Condie, Ally. Matched. New York: Dutton Books, 2010.
Plot: Cassia is thrilled that the Society has Matched her with Xander, her best friend. But when she puts the government-issued microcard into her port to review Xander’s information, his face disappears after a moment and another face pops on the portscreen. Ky. An Official explains that there has been a mistake, Xander is still her Match. Ky is an Aberration and can never have a Match. The Society does not make mistakes, though. Cassia’s entire world — her family, her health, her work — has been formed around Society’s decisions and her own confidence in the system. Now the questions, and the doubt, come slowly, but steadily. Cassia could accept the explanations handed to her and be happy, or she could have choice. She could create.

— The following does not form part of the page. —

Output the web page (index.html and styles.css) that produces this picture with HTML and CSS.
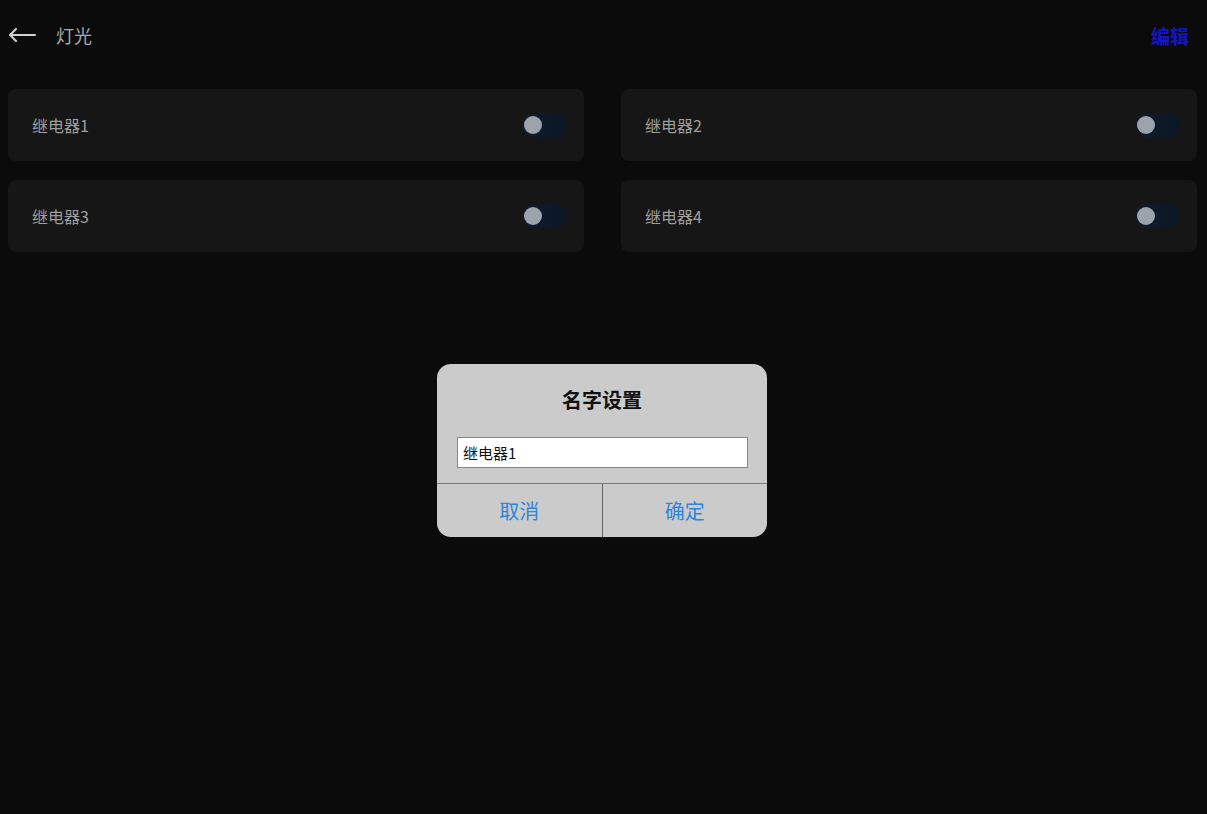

Setting: A futuristic society descended from Western cultures.
Point of View: First person (Cassia)
Theme: future civilization, government, autonomy, independence, love, self identity, coming of age, family, risk, technology, self expression
Literary Quality: Fast-paced and laced with poetry, especially that of Dylan Thomas, Matched is a thought provoking page turner. As Cassia catches a glimmer beneath the surface of the Society, questions bubble up about love, autonomy, order, health, family, technology, and happiness in the future that will resonate with readers today, as well. Writing and reading are dangerous in this imagined society, and while it is suggested that the role and increase of technology has expedited and eased the elimination and outlawing of learning to write and create one’s own words, readers are reminded of words’ power and hopefully will recognize that the tradition of illegal words is based solidly in history. The division of knowledge to prevent anyone from knowing too much in this civilization is likewise an old theme into which Condie breathes new life. While the questions asked and the answers gradually arrived at in Matched are complex, their delivery lacks the same nuance. The explicit morals and lessons border on being forced and preachy, and can feel at times like a lack trust in the reader. Nevertheless, this absorbing book is well worth reading, and will keep readers pondering Cassia’s dilemmas long after it has been shelved.
Audience: I would recommend Matched to readers ages 12 and up.
Personal reaction: Matched was totally addicting. I am glad I waited a couple of years to read it, because I could (and did) immediately check out the next installment, Crossed. I appreciated the gray area in Condie’s portrayal of the Officials and the Society–that Cassia’s own father, grandfather, and neighbors are Officials and partake in actions she dislikes even though they are people she respects and loves; that Cassia can see how a problematic system can still be successful and produce happiness and meaningful relationships. I couldn’t help comparing Matched to The Hunger Games trilogy, as I read, especially given the love triangle, but with no conclusive thoughts worth sharing for now. I loved the weaving in of and framing by poetry, the subversiveness of reading poems and learning history. I found myself wishing for more discussion surrounding ethnicity and race. There is a comment at some point about how many ethnicities the Society includes or has Matched over the years, but nothing more than a passing mention. Overall, though, a very pleasant reading experience.